[Instruction]
Tally the lines that contain the string "styles" and state that total without comment.

[Data section]

────

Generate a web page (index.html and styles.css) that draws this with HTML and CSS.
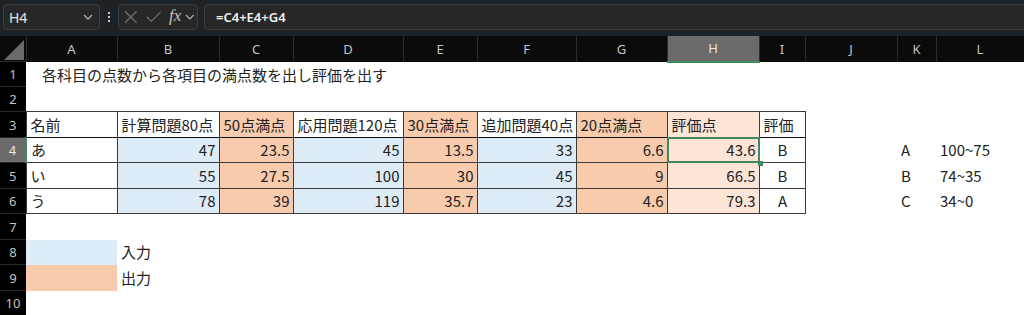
FILE: index.html
```html
<!DOCTYPE html>
<html lang="ja">
<head>
  <meta charset="UTF-8">
  <title>評価表</title>
  <link rel="stylesheet" href="styles.css">
</head>
<body>
  <!-- 数式バー -->
  <div class="formula-bar">
    <div class="name-box">
      <span>H4</span>
      <svg class="chev" width="10" height="6" viewBox="0 0 10 6"><polyline points="1,1 5,5 9,1"/></svg>
    </div>
    <div class="grip"><i></i><i></i><i></i></div>
    <div class="fx-box">
      <svg class="icon" width="14" height="14" viewBox="0 0 14 14"><line x1="1" y1="1" x2="13" y2="13"/><line x1="13" y1="1" x2="1" y2="13"/></svg>
      <svg class="icon" width="16" height="12" viewBox="0 0 16 12"><polyline points="1,6 5.5,10.5 15,1"/></svg>
      <span class="fx">fx</span>
      <svg class="chev" width="10" height="6" viewBox="0 0 10 6"><polyline points="1,1 5,5 9,1"/></svg>
    </div>
    <div class="formula-input">=C4+E4+G4</div>
  </div>

  <!-- シート -->
  <table class="sheet">
    <colgroup>
      <col style="width:26px"><col style="width:91px"><col style="width:102px"><col style="width:74px">
      <col style="width:110px"><col style="width:74px"><col style="width:99px"><col style="width:91px">
      <col style="width:92px"><col style="width:46px"><col style="width:92px"><col style="width:39px">
      <col style="width:88px">
    </colgroup>
    <thead>
      <tr>
        <th class="corner"><svg width="20" height="20" viewBox="0 0 20 20"><polygon points="20,0 20,20 0,20"/></svg></th>
        <th>A</th><th>B</th><th>C</th><th>D</th><th>E</th><th>F</th><th>G</th>
        <th class="active-col">H</th><th>I</th><th>J</th><th>K</th><th>L</th>
      </tr>
    </thead>
    <tbody>
      <tr class="r25">
        <th>1</th><td class="title" colspan="12">各科目の点数から各項目の満点数を出し評価を出す</td>
      </tr>
      <tr class="r25"><th>2</th><td colspan="12"></td></tr>
      <tr class="r26 head-row">
        <th>3</th>
        <td class="tb">名前</td>
        <td class="tb">計算問題80点</td>
        <td class="tb out">50点満点</td>
        <td class="tb">応用問題120点</td>
        <td class="tb out">30点満点</td>
        <td class="tb">追加問題40点</td>
        <td class="tb out">20点満点</td>
        <td class="tb score">評価点</td>
        <td class="tb">評価</td>
        <td colspan="3"></td>
      </tr>
      <tr class="r25">
        <th class="active-row">4</th>
        <td class="tb">あ</td>
        <td class="tb in num">47</td>
        <td class="tb out num">23.5</td>
        <td class="tb in num">45</td>
        <td class="tb out num">13.5</td>
        <td class="tb in num">33</td>
        <td class="tb out num">6.6</td>
        <td class="tb score num selected">43.6</td>
        <td class="tb center">B</td>
        <td></td><td class="legend">A</td><td class="legend">100~75</td>
      </tr>
      <tr class="r26">
        <th>5</th>
        <td class="tb">い</td>
        <td class="tb in num">55</td>
        <td class="tb out num">27.5</td>
        <td class="tb in num">100</td>
        <td class="tb out num">30</td>
        <td class="tb in num">45</td>
        <td class="tb out num">9</td>
        <td class="tb score num">66.5</td>
        <td class="tb center">B</td>
        <td></td><td class="legend">B</td><td class="legend">74~35</td>
      </tr>
      <tr class="r25">
        <th>6</th>
        <td class="tb">う</td>
        <td class="tb in num">78</td>
        <td class="tb out num">39</td>
        <td class="tb in num">119</td>
        <td class="tb out num">35.7</td>
        <td class="tb in num">23</td>
        <td class="tb out num">4.6</td>
        <td class="tb score num">79.3</td>
        <td class="tb center">A</td>
        <td></td><td class="legend">C</td><td class="legend">34~0</td>
      </tr>
      <tr class="r26"><th>7</th><td colspan="12"></td></tr>
      <tr class="r25"><th>8</th><td class="in"></td><td>入力</td><td colspan="10"></td></tr>
      <tr class="r26"><th>9</th><td class="out"></td><td>出力</td><td colspan="10"></td></tr>
      <tr class="r25"><th>10</th><td colspan="12"></td></tr>
    </tbody>
  </table>
</body>
</html>
```

FILE: styles.css
```css
:root {
  --input: #ddebf7;
  --output: #f8cbad;
  --score: #fce4d6;
  --line: #3a3a3a;
  --select: #3f8a5c;
  --header-bg: #0b0b0b;
  --header-text: #c4c4c4;
}

body {
  margin: 0;
  background: #ffffff;
  font-family: "Noto Sans CJK JP", "Noto Sans", sans-serif;
  overflow: hidden;
}

/* 数式バー */
.formula-bar {
  display: flex;
  align-items: stretch;
  height: 36px;
  box-sizing: border-box;
  padding: 4px 0 6px 3px;
  background: #1c2226;
}

.name-box,
.fx-box,
.formula-input {
  box-sizing: border-box;
  background: #272727;
  border: 1px solid #3d3d3d;
  border-radius: 4px;
  display: flex;
  align-items: center;
}

.name-box {
  width: 97px;
  padding: 0 6px 0 5px;
  justify-content: space-between;
  color: #e6e6e6;
  font-family: "Noto Sans", sans-serif;
  font-size: 14px;
}

.chev polyline {
  fill: none;
  stroke: #b0b0b0;
  stroke-width: 1.3;
}

.grip {
  width: 18px;
  display: flex;
  flex-direction: column;
  align-items: center;
  justify-content: center;
  gap: 2px;
}

.grip i {
  width: 2px;
  height: 2px;
  background: #c8c8c8;
}

.fx-box {
  width: 80px;
  padding: 0 2px 0 5px;
}

.fx-box .icon {
  margin-right: 8px;
}

.fx-box .icon line,
.fx-box .icon polyline {
  fill: none;
  stroke: #6f6f6f;
  stroke-width: 1.3;
}

.fx {
  font-family: "Liberation Serif", serif;
  font-style: italic;
  font-size: 17px;
  color: #c4c4c4;
  margin: -2px 4px 0 0;
}

.formula-input {
  flex: 1;
  margin: 0 -8px 0 6px;
  padding-left: 11px;
  color: #f0f0f0;
  font-family: "Noto Sans", sans-serif;
  font-size: 13px;
  font-weight: 600;
}

/* シート */
.sheet {
  table-layout: fixed;
  border-collapse: collapse;
  width: 1024px;
}

.sheet thead th {
  height: 24px;
  padding: 0;
  background: var(--header-bg);
  color: var(--header-text);
  font-family: "Noto Sans", sans-serif;
  font-weight: normal;
  font-size: 13px;
  border-right: 1px solid #2c2c2c;
}

.sheet thead th.corner {
  text-align: right;
  vertical-align: bottom;
  padding: 0 2px 1px 0;
  line-height: 0;
}

.corner polygon {
  fill: #6b6b6b;
}

.sheet thead th.active-col {
  background: #6b6b6b;
  color: #e8e8e8;
  border-bottom: 2px solid var(--select);
}

.sheet tbody th {
  padding: 0;
  background: #000000;
  color: var(--header-text);
  font-family: "Noto Sans", sans-serif;
  font-weight: normal;
  font-size: 13px;
  border-top: 1px solid #2a2a2a;
}

.sheet tbody th.active-row {
  background: #6b6b6b;
  color: #e8e8e8;
  border-right: 2px solid var(--select);
}

.r25 { height: 25px; }
.r26 { height: 26px; }

.sheet td {
  padding: 0 3px 0 4px;
  font-size: 15px;
  line-height: 20px;
  color: #222222;
  white-space: nowrap;
  overflow: visible;
}

.sheet td.title {
  padding-left: 16px;
}

.tb {
  border: 1px solid var(--line);
}

.head-row .tb {
  border-bottom-color: #111111;
}

.in { background: var(--input); }
.out { background: var(--output); }
.score { background: var(--score); }

.num { text-align: right; }
.center { text-align: center; }

.legend {
  padding-left: 3px;
}

.selected {
  position: relative;
}

.selected::after {
  content: "";
  position: absolute;
  inset: -1px;
  border: 2px solid var(--select);
}

.selected::before {
  content: "";
  position: absolute;
  right: -4px;
  bottom: -4px;
  width: 5px;
  height: 5px;
  background: var(--select);
  z-index: 1;
}
```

────

[Response for this exercise]
3